**Dataset entries:**
## start

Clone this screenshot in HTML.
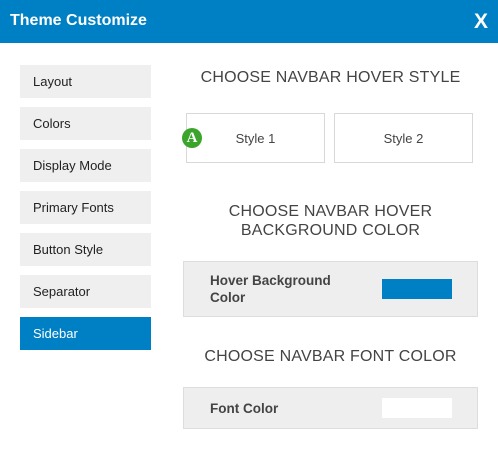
<!DOCTYPE html>
<html><head><style>
*{margin:0;padding:0;box-sizing:border-box}
body{width:498px;height:450px;background:#fff;font-family:"Liberation Sans",sans-serif;position:relative;overflow:hidden;color:#444}
.hd{position:absolute;left:0;top:0;width:498px;height:43px;background:#0080c4;color:#fff}
.hd .t{position:absolute;left:10px;top:12px;font-size:16px;font-weight:bold}
.hd .x{position:absolute;right:10px;top:10px;font-size:21px;font-weight:bold}
.nav{position:absolute;left:20px;width:131px;height:33px;background:#efefef;font-size:13px;color:#222;padding-left:13px;line-height:33px}
.nav.a{background:#0080c4;color:#fff}
.h{position:absolute;font-size:16px;color:#444;text-align:center;letter-spacing:.2px;line-height:19px}
.sb{position:absolute;top:113px;width:139px;height:50px;border:1px solid #d8d8d8;font-size:13px;text-align:center;line-height:50px;color:#444}
.box{position:absolute;left:183px;width:295px;background:#eee;border:1px solid #ddd;font-size:13.5px;font-weight:bold;color:#444}
.sw{position:absolute;left:198px;width:70px;height:20px}
</style></head><body>
<div class="hd"><div class="t">Theme Customize</div><div class="x">X</div></div>
<div class="nav" style="top:65px">Layout</div>
<div class="nav" style="top:107px">Colors</div>
<div class="nav" style="top:149px">Display Mode</div>
<div class="nav" style="top:191px">Primary Fonts</div>
<div class="nav" style="top:233px">Button Style</div>
<div class="nav" style="top:275px">Separator</div>
<div class="nav a" style="top:317px">Sidebar</div>
<div class="h" style="left:183px;width:295px;top:68px">CHOOSE NAVBAR HOVER STYLE</div>
<div class="sb" style="left:186px">Style 1</div>
<div class="sb" style="left:334px">Style 2</div>
<div style="position:absolute;left:182px;top:128px;width:20px;height:20px;border-radius:50%;background:#3aa52a;color:#fff;font-family:'Liberation Serif',serif;font-weight:bold;font-size:15px;text-align:center;line-height:20px">A</div>
<div class="h" style="left:183px;width:295px;top:202px">CHOOSE NAVBAR HOVER<br>BACKGROUND COLOR</div>
<div class="box" style="top:261px;height:56px"><div style="position:absolute;left:26px;top:10px;line-height:17px">Hover Background<br>Color</div><div class="sw" style="top:17px;background:#0080c4"></div></div>
<div class="h" style="left:183px;width:295px;top:347px">CHOOSE NAVBAR FONT COLOR</div>
<div class="box" style="top:387px;height:42px"><div style="position:absolute;left:26px;top:13px">Font Color</div><div class="sw" style="top:10px;background:#fff"></div></div>
</body></html>
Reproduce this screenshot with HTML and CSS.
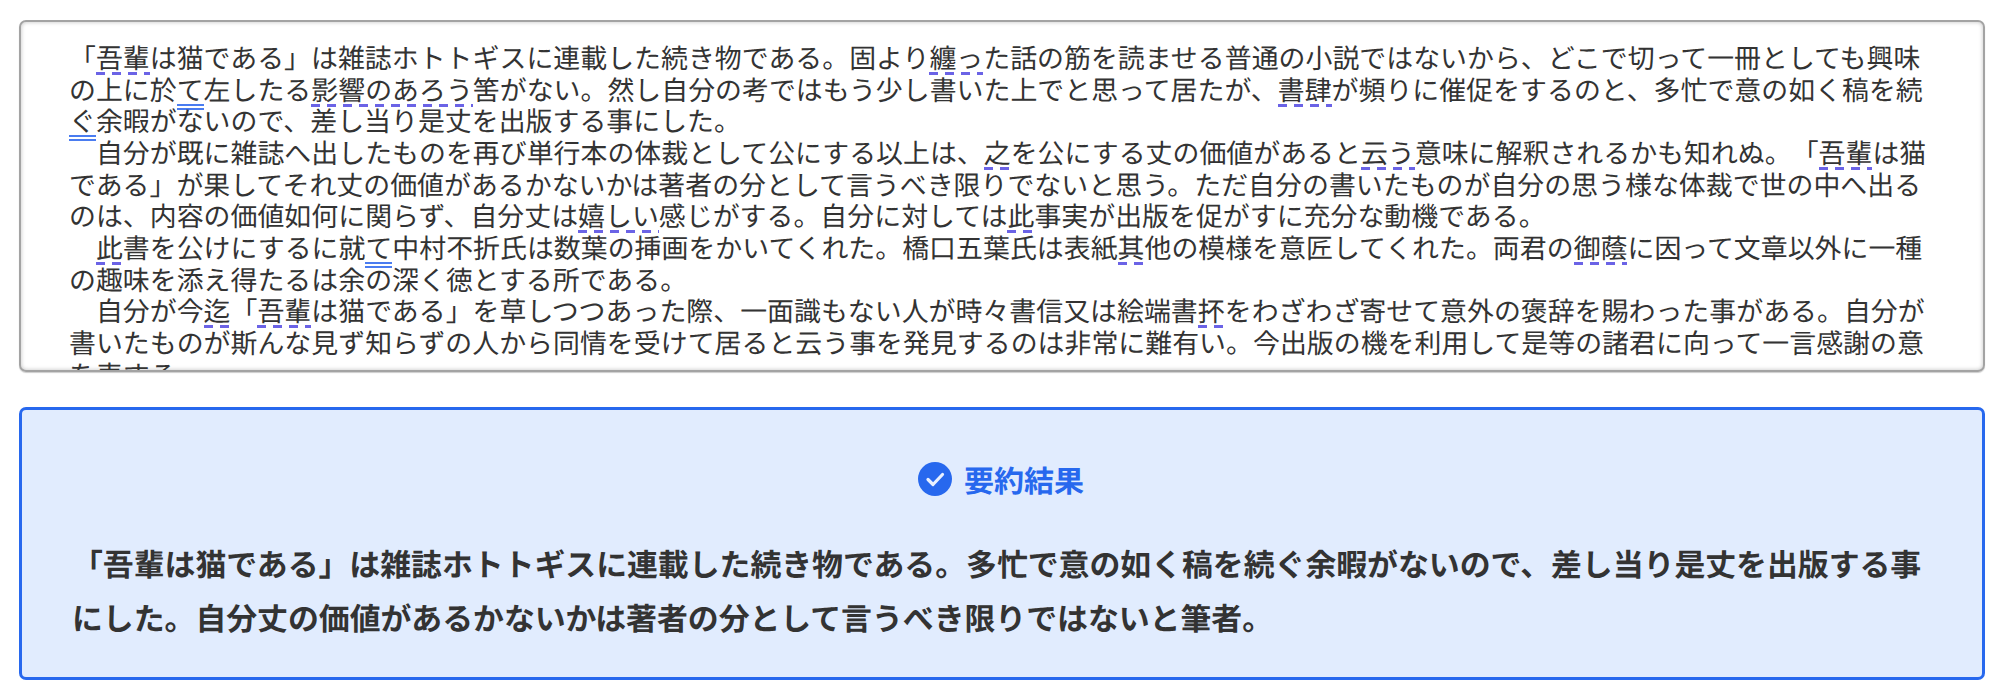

## end

**Exercise instructions:**
Lines that hold "this" are the ones to copy; find all of them.

**Response below:**
Clone this screenshot in HTML.
Reproduce this screenshot with HTML and CSS.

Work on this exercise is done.